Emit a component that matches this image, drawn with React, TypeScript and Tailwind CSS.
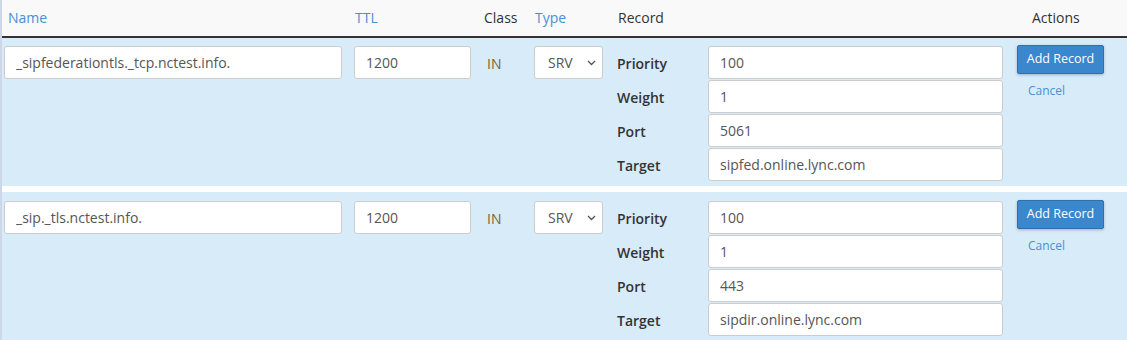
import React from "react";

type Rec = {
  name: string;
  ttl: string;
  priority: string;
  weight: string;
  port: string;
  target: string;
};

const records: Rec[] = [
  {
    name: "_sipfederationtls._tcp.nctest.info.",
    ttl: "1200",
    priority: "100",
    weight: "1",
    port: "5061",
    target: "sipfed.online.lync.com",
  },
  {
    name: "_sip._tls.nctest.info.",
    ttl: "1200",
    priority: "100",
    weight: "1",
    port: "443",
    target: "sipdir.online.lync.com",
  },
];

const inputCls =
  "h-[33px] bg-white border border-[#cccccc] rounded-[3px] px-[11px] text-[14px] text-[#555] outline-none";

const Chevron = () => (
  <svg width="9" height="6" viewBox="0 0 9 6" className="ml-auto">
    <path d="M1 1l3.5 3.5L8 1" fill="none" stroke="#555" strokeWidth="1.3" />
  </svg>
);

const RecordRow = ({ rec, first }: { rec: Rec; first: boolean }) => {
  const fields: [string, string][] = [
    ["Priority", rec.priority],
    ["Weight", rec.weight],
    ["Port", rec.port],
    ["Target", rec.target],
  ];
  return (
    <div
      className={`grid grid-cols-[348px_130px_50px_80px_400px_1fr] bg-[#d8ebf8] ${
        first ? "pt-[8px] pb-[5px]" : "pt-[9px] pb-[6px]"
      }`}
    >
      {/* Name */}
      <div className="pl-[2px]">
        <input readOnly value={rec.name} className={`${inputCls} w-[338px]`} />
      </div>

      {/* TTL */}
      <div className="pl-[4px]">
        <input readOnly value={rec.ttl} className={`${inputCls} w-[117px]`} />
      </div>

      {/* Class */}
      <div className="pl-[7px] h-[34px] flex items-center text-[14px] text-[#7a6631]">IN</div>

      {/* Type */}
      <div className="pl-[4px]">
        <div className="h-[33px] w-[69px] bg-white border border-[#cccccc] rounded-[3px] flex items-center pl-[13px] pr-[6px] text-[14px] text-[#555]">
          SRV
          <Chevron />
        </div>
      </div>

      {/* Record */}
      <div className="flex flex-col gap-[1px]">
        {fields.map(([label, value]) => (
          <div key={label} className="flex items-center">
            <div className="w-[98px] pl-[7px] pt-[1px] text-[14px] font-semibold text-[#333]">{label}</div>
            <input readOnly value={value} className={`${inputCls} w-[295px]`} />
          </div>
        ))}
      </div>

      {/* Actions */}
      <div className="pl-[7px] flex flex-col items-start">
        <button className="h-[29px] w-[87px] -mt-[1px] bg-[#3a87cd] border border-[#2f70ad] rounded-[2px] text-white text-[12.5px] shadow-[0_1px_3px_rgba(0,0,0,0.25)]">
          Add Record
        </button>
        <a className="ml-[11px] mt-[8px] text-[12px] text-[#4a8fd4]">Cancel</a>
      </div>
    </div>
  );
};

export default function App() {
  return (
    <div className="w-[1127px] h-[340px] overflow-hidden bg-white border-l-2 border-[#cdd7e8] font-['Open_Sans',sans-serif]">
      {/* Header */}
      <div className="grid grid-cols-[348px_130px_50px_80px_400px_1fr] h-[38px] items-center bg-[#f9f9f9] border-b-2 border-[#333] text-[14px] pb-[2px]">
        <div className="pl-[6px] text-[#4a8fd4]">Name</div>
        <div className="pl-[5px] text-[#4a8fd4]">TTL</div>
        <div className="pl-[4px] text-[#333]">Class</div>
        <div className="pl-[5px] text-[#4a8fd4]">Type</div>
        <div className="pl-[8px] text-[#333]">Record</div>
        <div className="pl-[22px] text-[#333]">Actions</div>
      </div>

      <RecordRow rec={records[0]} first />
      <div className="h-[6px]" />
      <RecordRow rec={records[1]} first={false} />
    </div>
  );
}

§

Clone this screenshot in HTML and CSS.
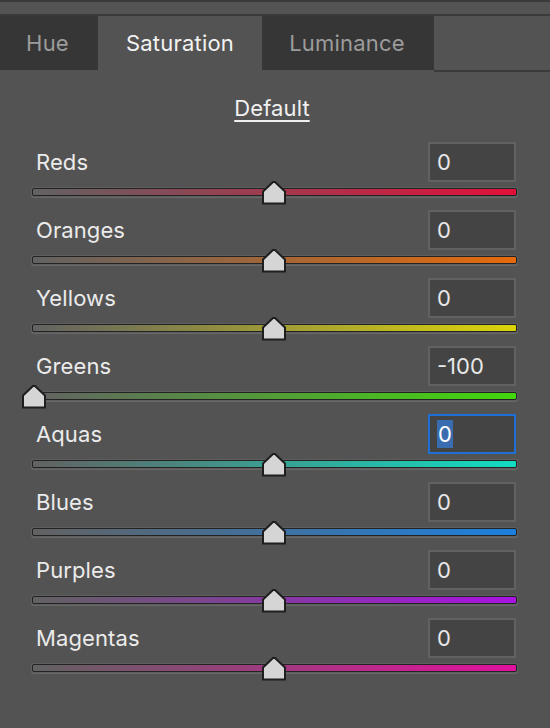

§

Taking the entries above, extract every line from the one bearing "Emit a component" through the one bearing "border-[#cccccc] rounded-[3px] px-[11px]", exactly, with no pictures.

Emit a component that matches this image, drawn with React, TypeScript and Tailwind CSS.
import React from "react";

type Rec = {
  name: string;
  ttl: string;
  priority: string;
  weight: string;
  port: string;
  target: string;
};

const records: Rec[] = [
  {
    name: "_sipfederationtls._tcp.nctest.info.",
    ttl: "1200",
    priority: "100",
    weight: "1",
    port: "5061",
    target: "sipfed.online.lync.com",
  },
  {
    name: "_sip._tls.nctest.info.",
    ttl: "1200",
    priority: "100",
    weight: "1",
    port: "443",
    target: "sipdir.online.lync.com",
  },
];

const inputCls =
  "h-[33px] bg-white border border-[#cccccc] rounded-[3px] px-[11px] text-[14px] text-[#555] outline-none";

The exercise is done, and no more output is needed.